A hundred and seventeen houses were soon burning fiercely. On that hot
September evening, the air was like a furnace. Before long the streets
were full of blazing débris. Two persons who had hidden themselves in
their cellars died of suffocation; yet to appear in the streets was to
risk death at the hands of some drunk or maddened soldier.

At the opening of the French attack, a German officer rushed to the
hospital, which was full of wounded, in search of francs-tireurs.
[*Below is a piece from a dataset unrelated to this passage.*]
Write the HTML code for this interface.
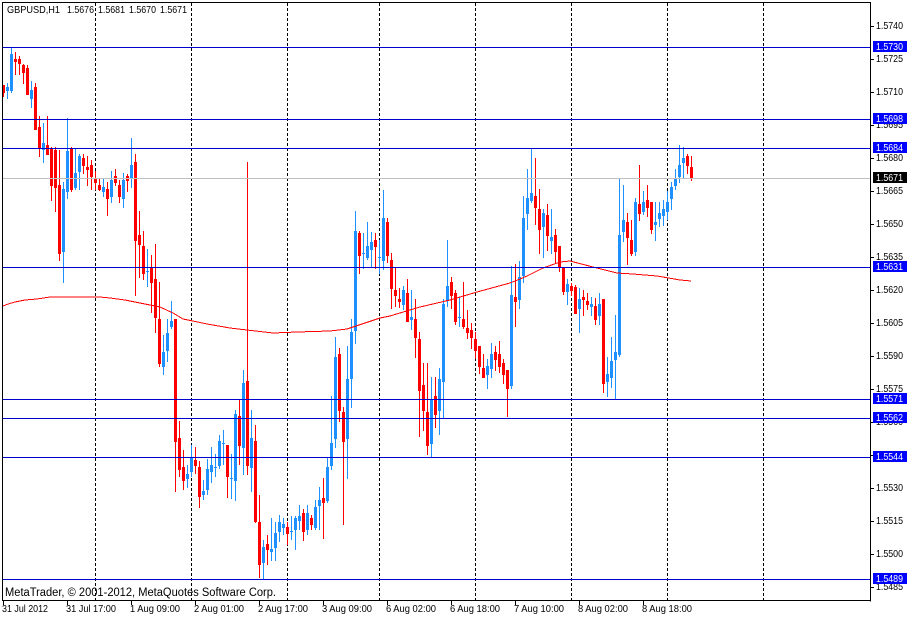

Arrived there, he saw an old man, a chronic patient of the hospital and
half idiotic, standing on the steps of the building. He blew the old
man's brains out. He then forced his way into the hospital, pointing his
revolver at the French wounded, who thought their last hour had come. He
himself was wounded, and at last appeared to yield to the remonstrances
of the Sister in charge, and allowed his wound to be dressed. But in the
middle of the dressing, he broke away without his tunic, and helmetless,
in a state of mad excitement, and presently reappeared with a file of
soldiers. Placing them in the street opposite the rooms occupied by the
French wounded, he ordered them to fire a volley. No one was hurt,
though several beds were struck. Then the women's wards were searched.
Two sick men, _éclopés_ without visible wounds, were dragged out of
their beds and would have been bayoneted then and there but for the
entreaties of the nurses, who ultimately released them.

An awful night followed in the still burning or smouldering town.